Two events force Gabriel out of his comfort zone. One of the kitchen workers dies in an accident in the catacomb storerooms below the restaurant, and Gabriel learns that his father is dying of cancer. Suddenly, Gabriel, who never had much time or inclination for observation or introspection, finds himself unusually entangled in the lives and emotions of the people around him, and begins questioning everything. His childhood is not quite what he believed it to be. His employees lives are far more complicated and tragic than he ever could have imagined. As he takes the time to know his father better, Gabriel begins to wonder is his whole life a "house of cards"?

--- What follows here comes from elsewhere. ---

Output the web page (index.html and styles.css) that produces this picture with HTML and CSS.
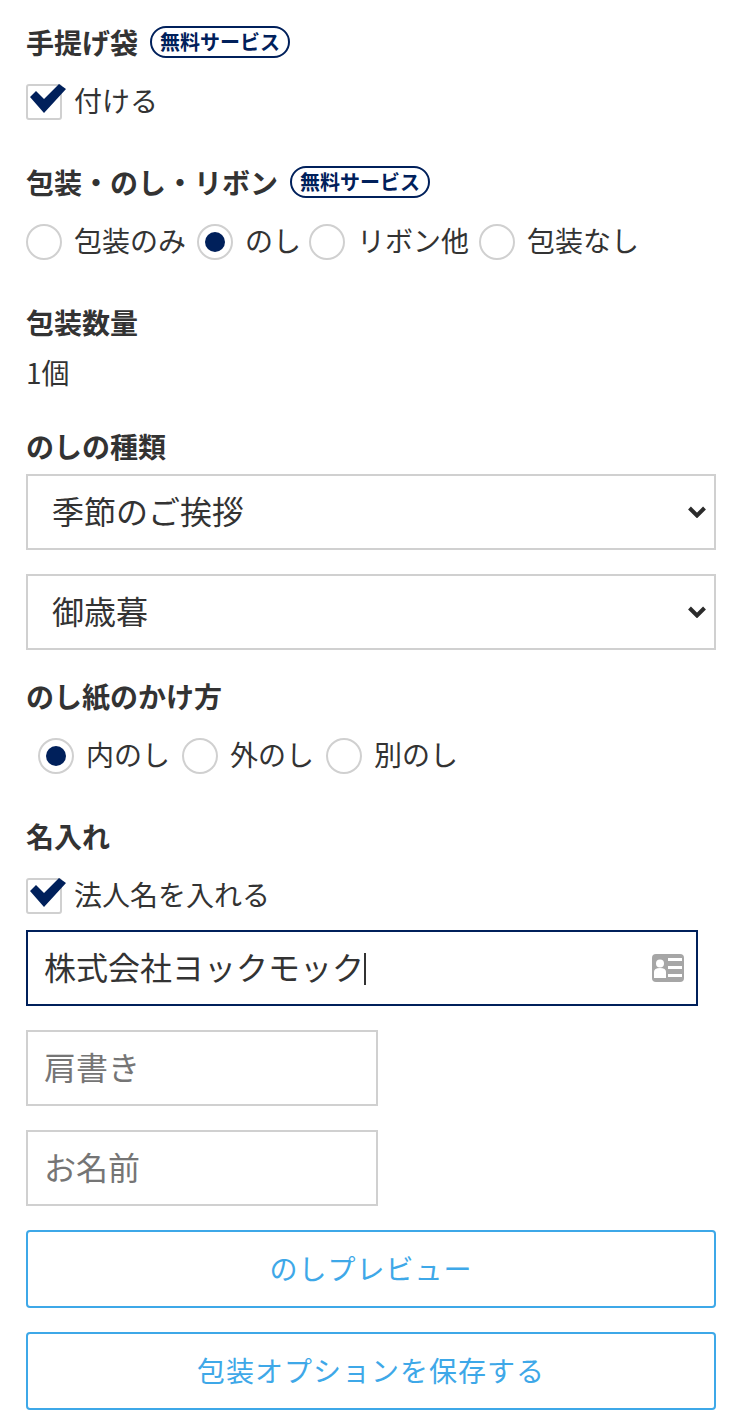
FILE: index.html
```html
<!doctype html>
<html lang="ja">
  <head>
    <meta charset="UTF-8" />
    <title>包装オプション</title>
    <link rel="stylesheet" href="styles.css">
  </head>
  <body>
    <form class="wrap-form">
      <div class="field-label bag-label">手提げ袋 <span class="badge">無料サービス</span></div>
      <label class="check-row">
        <span class="checkbox">
          <svg class="check-mark" width="42" height="32" viewBox="0 0 42 32"><polygon points="4,13 10,7 18,15 33,0 40,5 18,29" /></svg>
        </span>
        <span>付ける</span>
      </label>

      <div class="field-label wrap-label">包装・のし・リボン <span class="badge">無料サービス</span></div>
      <div class="radio-row wrap-types">
        <label class="radio-item"><span class="radio"></span>包装のみ</label>
        <label class="radio-item"><span class="radio on"></span>のし</label>
        <label class="radio-item"><span class="radio"></span>リボン他</label>
        <label class="radio-item"><span class="radio"></span>包装なし</label>
      </div>

      <div class="field-label qty-label">包装数量</div>
      <div class="qty-value">1個</div>

      <div class="field-label noshi-label">のしの種類</div>
      <div class="select-box first">
        <span>季節のご挨拶</span>
        <svg class="chevron" width="18" height="12" viewBox="0 0 18 12"><path d="M1.500 2 9 9.500 16.500 2" /></svg>
      </div>
      <div class="select-box">
        <span>御歳暮</span>
        <svg class="chevron" width="18" height="12" viewBox="0 0 18 12"><path d="M1.500 2 9 9.500 16.500 2" /></svg>
      </div>

      <div class="field-label how-label">のし紙のかけ方</div>
      <div class="radio-row inset">
        <label class="radio-item"><span class="radio on"></span>内のし</label>
        <label class="radio-item"><span class="radio"></span>外のし</label>
        <label class="radio-item"><span class="radio"></span>別のし</label>
      </div>

      <div class="field-label name-label">名入れ</div>
      <label class="check-row">
        <span class="checkbox">
          <svg class="check-mark" width="42" height="32" viewBox="0 0 42 32"><polygon points="4,13 10,7 18,15 33,0 40,5 18,29" /></svg>
        </span>
        <span>法人名を入れる</span>
      </label>

      <div class="text-box active">
        <span class="text-value">株式会社ヨックモック<span class="caret"></span></span>
        <svg class="card-icon" width="32" height="28" viewBox="0 0 32 28">
          <rect width="32" height="28" rx="4" fill="#a6a6a6" />
          <circle cx="8" cy="9.500" r="4" fill="#fff" />
          <path d="M2 24v-6c0-2.500 2-4 6-4s6 1.500 6 4v6z" fill="#fff" />
          <rect x="16" y="4" width="14" height="3" fill="#fff" />
          <rect x="16" y="12" width="14" height="3" fill="#fff" />
          <rect x="16" y="20" width="14" height="3" fill="#fff" />
        </svg>
      </div>
      <input class="text-input" type="text" placeholder="肩書き" />
      <input class="text-input" type="text" placeholder="お名前" />

      <button class="action-btn" type="button">のしプレビュー</button>
      <button class="action-btn" type="button">包装オプションを保存する</button>
    </form>
  </body>
</html>
```

FILE: styles.css
```css
* {
  box-sizing: border-box;
}

body {
  margin: 0;
  background: #fff;
  color: #333;
  font-family: "Noto Sans CJK JP", "Noto Sans", sans-serif;
  font-size: 28px;
}

.wrap-form {
  padding: 23px 30px 12px 26px;
}

.field-label {
  font-weight: 700;
  height: 40px;
  line-height: 38px;
  display: flex;
  align-items: flex-start;
  gap: 12px;
}

.wrap-label,
.qty-label,
.name-label {
  margin-top: 43px;
}

.noshi-label {
  margin-top: 34px;
}

.how-label {
  margin-top: 27px;
}

.badge {
  display: inline-block;
  height: 32px;
  line-height: 27px;
  margin-top: 3px;
  padding: 0 8px;
  border: 2px solid #00205b;
  border-radius: 16px;
  color: #00205b;
  font-size: 20px;
}

.check-row {
  display: flex;
  align-items: flex-start;
  gap: 12px;
  height: 36px;
  line-height: 33px;
  margin-top: 21px;
}

.checkbox {
  position: relative;
  width: 36px;
  height: 36px;
  border: 2px solid #d0d0d0;
  border-radius: 3px;
}

.check-mark {
  position: absolute;
  left: -2px;
  top: -2px;
  fill: #00205b;
}

.radio-row {
  display: flex;
  gap: 11px;
  margin-top: 21px;
}

.radio-row.inset {
  padding-left: 12px;
  gap: 12px;
}

.wrap-types .radio-item:nth-child(2) {
  margin-right: -3px;
}

.wrap-types .radio-item:nth-child(3) {
  margin-right: -1px;
}

.radio-item {
  display: flex;
  align-items: flex-start;
  gap: 12px;
  height: 36px;
  line-height: 33px;
}

.radio {
  width: 36px;
  height: 36px;
  border: 2px solid #d0d0d0;
  border-radius: 50%;
  display: flex;
  align-items: center;
  justify-content: center;
}

.radio.on::after {
  content: "";
  width: 20px;
  height: 20px;
  border-radius: 50%;
  background: #00205b;
}

.qty-value {
  height: 40px;
  line-height: 38px;
  margin-top: 10px;
}

.select-box {
  display: flex;
  align-items: center;
  justify-content: space-between;
  height: 76px;
  margin-top: 24px;
  padding: 0 8px 0 24px;
  border: 2px solid #d0d0d0;
  font-size: 32px;
}

.select-box.first {
  margin-top: 7px;
}

.select-box span {
  margin-bottom: 4px;
}

.chevron {
  fill: none;
  stroke: #2b2b2b;
  stroke-width: 4;
}

.text-box {
  display: flex;
  align-items: center;
  justify-content: space-between;
  width: 672px;
  height: 76px;
  margin-top: 16px;
  padding: 0 12px 0 16px;
  border: 2px solid #00205b;
  font-size: 32px;
}

.text-value {
  margin-bottom: 4px;
}

.caret {
  display: inline-block;
  width: 2px;
  height: 32px;
  vertical-align: -5px;
  background: #333;
}

.text-input {
  display: block;
  width: 352px;
  height: 76px;
  margin-top: 24px;
  padding: 0 16px 4px;
  border: 2px solid #d0d0d0;
  border-radius: 0;
  font-family: inherit;
  font-size: 32px;
  outline: none;
}

.text-input::placeholder {
  color: #757575;
  opacity: 1;
}

.action-btn {
  display: block;
  width: 690px;
  height: 78px;
  margin-top: 24px;
  padding: 0 0 2px;
  background: #fff;
  border: 2px solid #3ea8e8;
  border-radius: 4px;
  color: #3ea8e8;
  font-family: inherit;
  font-size: 28px;
  letter-spacing: 1px;
}
```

Monica Ali eloquently depicts the lives of immigrants in British society and illuminates the complex relationships that evolve between inhabitants of the "old" and the "new" England. Gabriel grew up in a tight-knit community of white mill workers and their families, but the town of his childhood has long since become a new and different tight-knit community of mostly Pakistani families. The concept of complicity, both intentional and unintentional, is also central to the plot and to Gabriel's eventual self-realization. In the wake of the accident, Gabriel offers shelter to Lena, an Eastern European trafficking victim, and employee he had barely even noticed before. As his desire for her grows, and he unravels, he becomes acutely aware of the exploitation that exists around him, and that he himself is unintentionally a part of. The plot builds to a crescendo, Gabriel is stripped to the emotional core, and the book comes to a very moving resolution.
Gabriel is hard to like as the story opens, and I struggled through the opening chapters of the book. But reading this book is like peeling an onion - each layer draws you deeper and deeper into the core of an intriguing story. As Gabriel begins to open to the people around him so does the reader, and we discover more and more to like and to consider. Look closer. You never know what you will see.